- DATA SUPPLIED -
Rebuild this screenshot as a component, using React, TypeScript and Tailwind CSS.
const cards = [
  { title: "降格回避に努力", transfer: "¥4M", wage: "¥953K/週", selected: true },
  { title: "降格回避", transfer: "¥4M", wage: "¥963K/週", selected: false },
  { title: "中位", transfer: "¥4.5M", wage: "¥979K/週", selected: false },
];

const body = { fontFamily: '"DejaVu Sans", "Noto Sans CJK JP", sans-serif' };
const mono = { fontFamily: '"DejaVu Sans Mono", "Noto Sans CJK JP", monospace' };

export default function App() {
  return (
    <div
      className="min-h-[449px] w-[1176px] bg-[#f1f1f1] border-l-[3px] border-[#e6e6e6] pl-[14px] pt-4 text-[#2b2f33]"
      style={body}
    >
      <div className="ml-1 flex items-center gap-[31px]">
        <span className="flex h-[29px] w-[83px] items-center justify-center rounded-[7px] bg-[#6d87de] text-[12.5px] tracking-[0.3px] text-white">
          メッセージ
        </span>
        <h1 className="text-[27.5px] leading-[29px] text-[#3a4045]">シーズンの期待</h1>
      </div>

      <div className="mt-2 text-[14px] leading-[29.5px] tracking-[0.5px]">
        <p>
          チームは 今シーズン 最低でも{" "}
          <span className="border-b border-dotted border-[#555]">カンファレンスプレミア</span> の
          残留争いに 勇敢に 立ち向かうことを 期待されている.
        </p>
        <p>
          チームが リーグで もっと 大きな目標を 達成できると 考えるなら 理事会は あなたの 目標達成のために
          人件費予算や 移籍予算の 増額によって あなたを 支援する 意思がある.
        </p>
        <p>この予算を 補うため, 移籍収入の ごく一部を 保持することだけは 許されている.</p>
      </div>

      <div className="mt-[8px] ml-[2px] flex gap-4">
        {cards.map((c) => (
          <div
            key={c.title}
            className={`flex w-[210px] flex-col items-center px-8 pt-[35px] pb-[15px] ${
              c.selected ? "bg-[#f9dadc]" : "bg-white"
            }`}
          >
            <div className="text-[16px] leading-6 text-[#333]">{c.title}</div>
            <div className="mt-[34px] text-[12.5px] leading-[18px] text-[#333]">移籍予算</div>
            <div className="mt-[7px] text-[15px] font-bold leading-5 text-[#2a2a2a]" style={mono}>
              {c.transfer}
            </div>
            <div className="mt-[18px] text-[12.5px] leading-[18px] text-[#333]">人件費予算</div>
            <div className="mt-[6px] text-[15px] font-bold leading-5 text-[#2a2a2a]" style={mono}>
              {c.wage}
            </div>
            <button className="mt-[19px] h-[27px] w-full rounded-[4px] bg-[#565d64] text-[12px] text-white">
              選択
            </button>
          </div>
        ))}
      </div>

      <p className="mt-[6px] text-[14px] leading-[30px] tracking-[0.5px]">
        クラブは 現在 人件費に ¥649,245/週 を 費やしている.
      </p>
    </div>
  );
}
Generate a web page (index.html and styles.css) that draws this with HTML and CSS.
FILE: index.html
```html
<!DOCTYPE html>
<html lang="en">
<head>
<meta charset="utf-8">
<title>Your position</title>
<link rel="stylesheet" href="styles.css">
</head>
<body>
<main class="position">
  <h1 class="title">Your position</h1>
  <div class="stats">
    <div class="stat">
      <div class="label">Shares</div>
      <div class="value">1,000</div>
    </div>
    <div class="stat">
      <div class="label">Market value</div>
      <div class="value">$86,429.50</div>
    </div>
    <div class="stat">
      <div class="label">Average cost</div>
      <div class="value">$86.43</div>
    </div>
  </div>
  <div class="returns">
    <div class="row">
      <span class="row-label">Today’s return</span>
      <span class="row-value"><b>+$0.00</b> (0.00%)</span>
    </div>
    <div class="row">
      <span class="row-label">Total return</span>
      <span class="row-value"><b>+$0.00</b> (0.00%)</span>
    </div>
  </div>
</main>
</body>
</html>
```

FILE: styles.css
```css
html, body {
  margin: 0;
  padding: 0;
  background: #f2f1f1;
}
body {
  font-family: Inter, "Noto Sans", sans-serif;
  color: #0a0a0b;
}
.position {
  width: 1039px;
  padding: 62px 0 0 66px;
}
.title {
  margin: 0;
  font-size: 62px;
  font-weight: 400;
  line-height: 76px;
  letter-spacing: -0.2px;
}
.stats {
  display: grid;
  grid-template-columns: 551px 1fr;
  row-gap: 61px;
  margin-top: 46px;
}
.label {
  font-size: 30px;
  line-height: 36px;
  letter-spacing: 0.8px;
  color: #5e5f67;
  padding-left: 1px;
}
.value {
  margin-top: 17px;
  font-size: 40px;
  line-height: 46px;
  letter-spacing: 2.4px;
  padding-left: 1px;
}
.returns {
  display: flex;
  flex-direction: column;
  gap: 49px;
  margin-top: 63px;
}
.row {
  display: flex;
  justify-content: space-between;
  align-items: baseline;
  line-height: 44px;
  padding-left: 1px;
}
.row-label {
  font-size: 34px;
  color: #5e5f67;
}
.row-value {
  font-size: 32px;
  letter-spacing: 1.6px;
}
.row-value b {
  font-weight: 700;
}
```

...

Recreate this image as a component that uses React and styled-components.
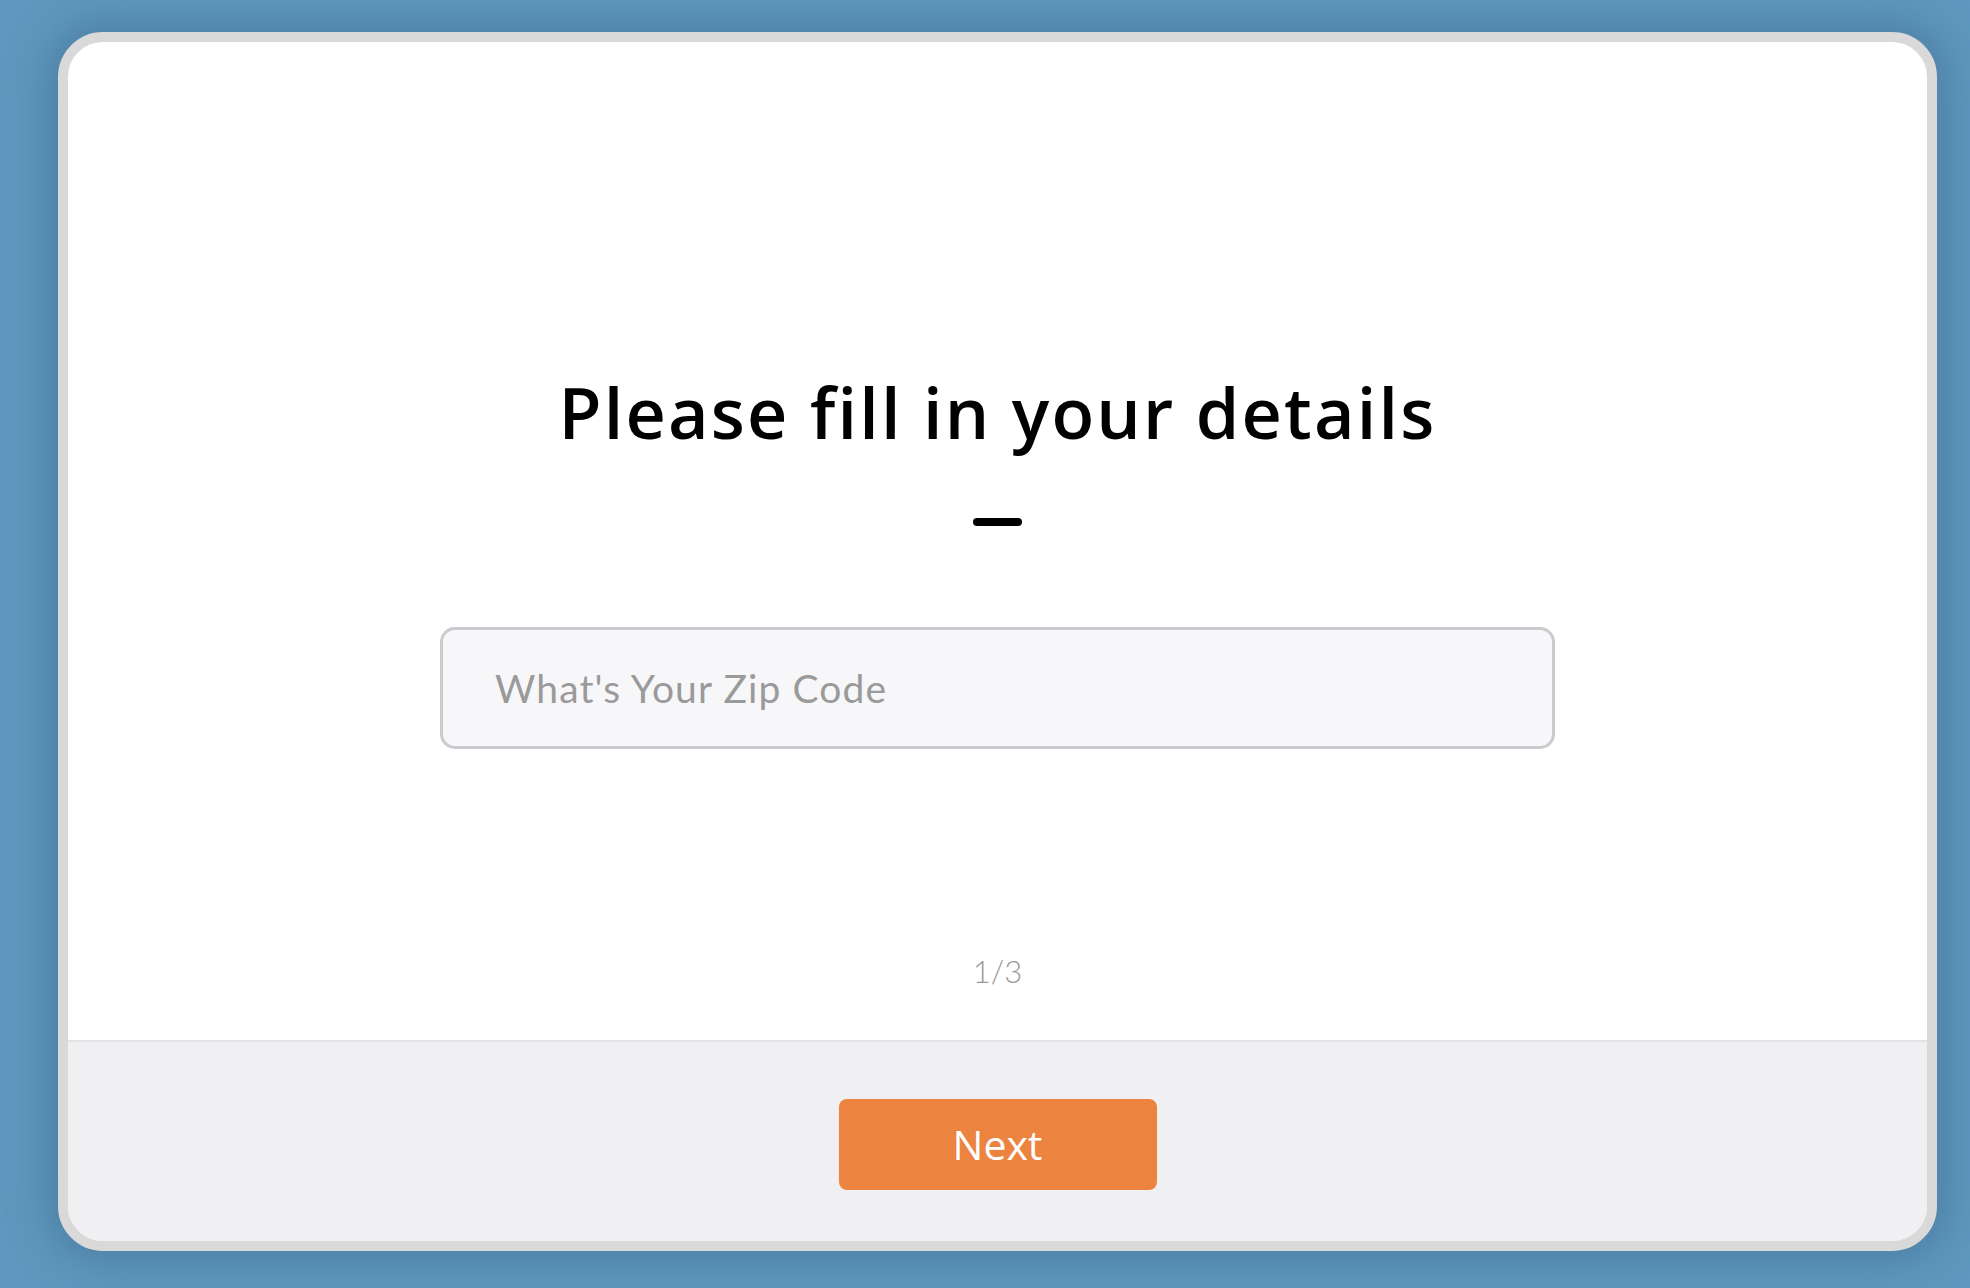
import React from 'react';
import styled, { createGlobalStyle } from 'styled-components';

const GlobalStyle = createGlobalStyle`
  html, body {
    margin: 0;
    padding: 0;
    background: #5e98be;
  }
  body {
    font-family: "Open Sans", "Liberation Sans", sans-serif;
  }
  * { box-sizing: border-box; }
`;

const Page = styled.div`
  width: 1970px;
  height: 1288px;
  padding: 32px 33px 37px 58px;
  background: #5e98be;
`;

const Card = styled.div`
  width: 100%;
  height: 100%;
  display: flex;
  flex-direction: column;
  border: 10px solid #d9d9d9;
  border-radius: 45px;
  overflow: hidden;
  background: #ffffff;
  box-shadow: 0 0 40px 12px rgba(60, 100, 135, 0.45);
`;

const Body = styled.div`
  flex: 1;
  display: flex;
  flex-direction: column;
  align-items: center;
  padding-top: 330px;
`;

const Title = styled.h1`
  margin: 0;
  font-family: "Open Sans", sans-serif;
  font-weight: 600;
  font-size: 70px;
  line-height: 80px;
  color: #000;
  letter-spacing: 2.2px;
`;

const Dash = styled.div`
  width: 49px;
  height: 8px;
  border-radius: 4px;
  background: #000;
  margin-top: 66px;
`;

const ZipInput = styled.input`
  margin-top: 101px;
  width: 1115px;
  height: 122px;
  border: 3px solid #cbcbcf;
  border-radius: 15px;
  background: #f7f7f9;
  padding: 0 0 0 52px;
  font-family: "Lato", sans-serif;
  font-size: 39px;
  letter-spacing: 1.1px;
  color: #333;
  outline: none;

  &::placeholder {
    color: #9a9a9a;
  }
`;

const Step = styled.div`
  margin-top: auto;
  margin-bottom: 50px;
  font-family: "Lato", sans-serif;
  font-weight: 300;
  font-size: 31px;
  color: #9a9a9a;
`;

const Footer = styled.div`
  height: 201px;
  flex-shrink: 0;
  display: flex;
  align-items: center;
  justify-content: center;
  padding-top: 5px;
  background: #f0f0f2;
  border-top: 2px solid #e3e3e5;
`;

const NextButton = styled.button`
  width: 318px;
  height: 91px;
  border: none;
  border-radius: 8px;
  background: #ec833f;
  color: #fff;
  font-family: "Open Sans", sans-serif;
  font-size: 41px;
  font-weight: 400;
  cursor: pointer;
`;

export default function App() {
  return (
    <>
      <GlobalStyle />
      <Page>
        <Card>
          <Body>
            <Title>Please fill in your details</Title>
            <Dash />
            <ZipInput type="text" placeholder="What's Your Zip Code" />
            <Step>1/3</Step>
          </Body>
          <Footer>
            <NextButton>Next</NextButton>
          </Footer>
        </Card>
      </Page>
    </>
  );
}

- WRITTEN TASK -
Return each line among the entries that holds the word "React".

- EXERCISE SOLUTION -
Rebuild this screenshot as a component, using React, TypeScript and Tailwind CSS.
Recreate this image as a component that uses React and styled-components.
import React from 'react';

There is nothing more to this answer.